Мы тепло расстались. Рома спешил на скорый поезд до Москвы, поэтому, получив молчаливое согласие принять подарок, он отказался от чая и быстро уехал. Однако после моего четырнадцатичасового перелета до Индонезии ни скайп, ни мобильный мужа не отвечали. Дозвониться до Ромы никак не удавалось. Что бы это значило? То ли вопрос в часовых поясах, то ли в полевых работах по плановой газификации Московской области. Может, у него украли айфон? Муж как будто растворился, забросив меня за восемь тысяч километров и совсем не волнуясь, как я долетела и что там со мной происходит. Но еще страшнее стало, когда я вернулась обратно и Рома не встречал меня в Домодедово. Он ведь прекрасно знал, что у меня нет денег даже на обратную дорогу до Питера. Как он мог обо мне не позаботиться? Как мог допустить, чтобы я осталась одна в чужом городе без возможности добраться домой? Он что, умер? Или попал в больницу? Я помчалась в Питер, заняв деньги на билет у московских друзей. Оттуда сразу стала звонить университетской подруге Ире, которая находилась в тот момент в Новороссийске. Но та отвечала невнятно и односложно: «Ксюша в порядке. А Рома? Нет, не видела». Кое-как достав денег, я взяла билет до Новороссийска.

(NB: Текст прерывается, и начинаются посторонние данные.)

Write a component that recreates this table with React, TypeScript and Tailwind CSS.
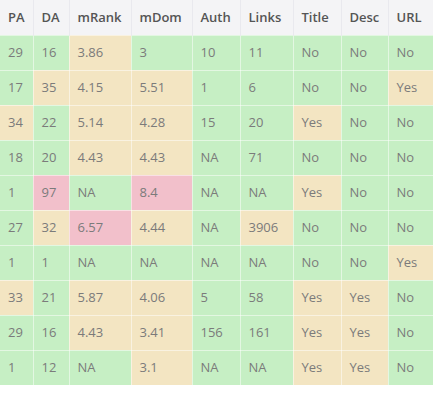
import React from "react";

const G = "bg-[#c6efc4]";
const Y = "bg-[#f3e5c2]";
const P = "bg-[#f2c0cb]";

const widths = ["w-[33px]", "w-[36px]", "w-[62px]", "w-[61px]", "w-[48px]", "w-[53px]", "w-[48px]", "w-[47px]", "w-[45px]"];
const headers = ["PA", "DA", "mRank", "mDom", "Auth", "Links", "Title", "Desc", "URL"];

type Cell = [string, string];
const rows: Cell[][] = [
  [["29", G], ["16", G], ["3.86", Y], ["3", G], ["10", G], ["11", G], ["No", G], ["No", G], ["No", G]],
  [["17", G], ["35", Y], ["4.15", Y], ["5.51", Y], ["1", G], ["6", G], ["No", G], ["No", G], ["Yes", Y]],
  [["34", Y], ["22", G], ["5.14", Y], ["4.28", Y], ["15", G], ["20", G], ["Yes", Y], ["No", G], ["No", G]],
  [["18", G], ["20", G], ["4.43", Y], ["4.43", Y], ["NA", G], ["71", G], ["No", G], ["No", G], ["No", G]],
  [["1", G], ["97", P], ["NA", G], ["8.4", P], ["NA", G], ["NA", G], ["Yes", Y], ["No", G], ["No", G]],
  [["27", G], ["32", Y], ["6.57", P], ["4.44", Y], ["NA", G], ["3906", Y], ["No", G], ["No", G], ["No", G]],
  [["1", G], ["1", G], ["NA", G], ["NA", G], ["NA", G], ["NA", G], ["No", G], ["No", G], ["Yes", Y]],
  [["33", Y], ["21", G], ["5.87", Y], ["4.06", Y], ["5", G], ["58", G], ["Yes", Y], ["Yes", Y], ["No", G]],
  [["29", G], ["16", G], ["4.43", Y], ["3.41", Y], ["156", G], ["161", G], ["Yes", Y], ["Yes", Y], ["No", G]],
  [["1", G], ["12", G], ["NA", G], ["3.1", Y], ["NA", G], ["NA", G], ["Yes", Y], ["Yes", Y], ["No", G]],
];

export default function App() {
  return (
    <div className="w-[441px] h-[408px] bg-white" style={{ fontFamily: '"Open Sans", sans-serif' }}>
      <table className="w-[433px] border-collapse table-fixed text-[13px]">
        <thead>
          <tr className="bg-[#f4f4f6] h-[35px]">
            {headers.map((h, i) => (
              <th
                key={h}
                className={`${widths[i]} text-left font-semibold text-[#555] pl-2 pr-0 border-x border-[#e9e9ee] first:border-l-0 last:border-r-0`}
              >
                {h}
              </th>
            ))}
          </tr>
        </thead>
        <tbody>
          {rows.map((r, ri) => (
            <tr key={ri} className="h-[35px]">
              {r.map(([v, c], ci) => (
                <td
                  key={ci}
                  className={`${c} text-[#7b7b7b] pl-2 border border-white/50 first:border-l-0 last:border-r-0`}
                >
                  {v}
                </td>
              ))}
            </tr>
          ))}
        </tbody>
      </table>
    </div>
  );
}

20 августа в поезде из Санкт-Петербурга в Новороссийск я не переставая вспоминала последнюю встречу с Ромой, которая совпала с годовщиной нашей свадьбы. Несмотря на рабочий день, муж специально прилетел из Москвы, чтобы поздравить меня. Заметив мою тоску по дочке, он упрашивал меня не обижаться на свекровь, которая под предлогом бесконечно гостивших у нее родственников уже дважды настояла на том, чтобы я сдала билеты до Новороссийска. Она уверяла, что Ксюша прекрасно себя чувствует, что у них сложились замечательные отношения, и если ребенок и скучает по маме, то не слишком. Получив воспитание в семье, где всегда уважали мнение старших, мне ни разу не пришло в голову подвергнуть слова свекрови недоверию или критике. Сразу после отъезда Ксюши с бабушкой на душе стало невыносимо тяжело. Я перестала спать, есть и не могла ни о чем думать. Один раз даже вызвала скорую, но врачи не нашли ничего страшного на кардиограмме, посоветовали успокоиться и что-то прописали. Оставшись летом в опустевшей квартире наедине с детскими вещами и игрушками, я не могла заниматься тем, о чем давно мечтала. Несмотря на то что уже были распечатаны изображения на фотохолстах и со дня на день предстояло открытие моей выставки. Кроме того, давно ждал запуска проект дискуссионного клуба на основе древнееврейской традиции толкования текстов, с которой я впервые столкнулась во время образовательной поездки в Израиль. Однако как я ни пыталась взять себя в руки и сосредоточиться – это абсолютно не удавалось, я жила исключительно ожиданием скорой встречи с дочкой и поездкой к ней в Широкую Балку. Но в то лето время тянулось мучительно медленно и напоминало летаргический сон.